Comblant sa distance avec le peuple, il a multiplié les meetings grâce à l’implantation de son parti – Talaie El Huriyet, présent dans 48 wilayas – et affiné son programme, dont les bases ont été jetées, dès 2004, au contact du terrain. Son âge, 75 ans, est paradoxalement la garantie du renouvellement réclamé par la rue. Sa maturité est l’assurance d’un mandat unique de raison et de transition.
Ali Benflis est pour l’ouverture démocratique, le multipartisme, la lutte contre la corruption, le soutien aux jeunes et à l’éducation, la revalorisation de la place des femmes, la diversification de l’économie.

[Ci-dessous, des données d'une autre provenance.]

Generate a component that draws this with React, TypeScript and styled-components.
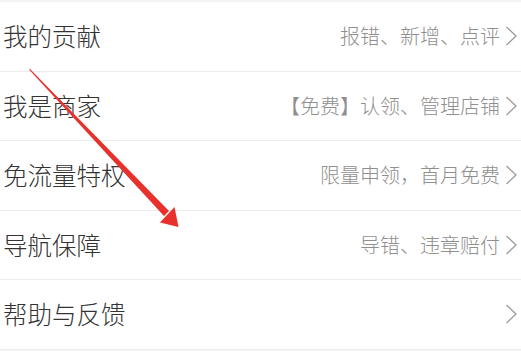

Chaoui – Berbère des Aurès – , il est le candidat de la diversité culturelle et ethnique. Il plaide pour une réforme fiscale, le développement du tourisme, la réinscription de l’Algérie dans le concert des nations et le réenracinement du plus grand pays du continent dans son africanité. J’ai pu le constater lors de nombreux entretiens, Ali Benflis a aussi une fine connaissance de la géopolitique internationale et des enjeux contemporains. Le rétablissement des relations avec le Maroc et la résolution de la question du conflit au Sahara, en bonne intelligence avec Rabat, est l’une de ses priorités. L’Algérie ne peut plus raisonner en vase clos.
Donner des gages
Fils de chahid – un combattant de l’indépendance qui y a laissé la vie – , ce juriste et défenseur des droits de l’homme promet aussi des changements dans la gouvernance. Remettre le mérite au cœur des politiques. C’est la condition pour relancer l’économie, apaiser la société et ouvrir le pays vers la démocratie.
Il compte mettre à jour le logiciel militaire en place depuis l’indépendance, revoir le rôle de l’armée sans réduire pour autant l’engagement algérien dans la lutte antiterroriste. Depuis quand, dans un Maghreb en transition, en faut-il autant ? Le nouveau président tunisien, Kaïs Saïed, professeur de droit, sans expérience ni parti, était encore inconnu il y a six mois. Les Tunisiens l’ont élu, sans programme précis.
Jusqu’à présent, il faut le reconnaître, Ali Benflis n’est pas très populaire. Il demeure critiqué pour avoir été un « agent du système ». Injuste procès. Premier ministre, il ne le fut que deux ans, dans un contexte unique post-décennie noire. Être deux fois candidat malheureux à la présidentielle ne fait pas de lui un lièvre d’Abdelaziz Bouteflika.
Mais la critique persiste, et il lui faudra pendant sa campagne donner des gages. Dans le nouveau système, nul ne pourra plus décider seul. Personne ne l’accepterait. Aguerri, Benflis propose de consulter dès son investiture les forces vives de la nation, en convoquant des législatives libres. C’est l’assurance pour le Hirak de porter ses représentants et ses revendications jusqu’à l’Assemblée.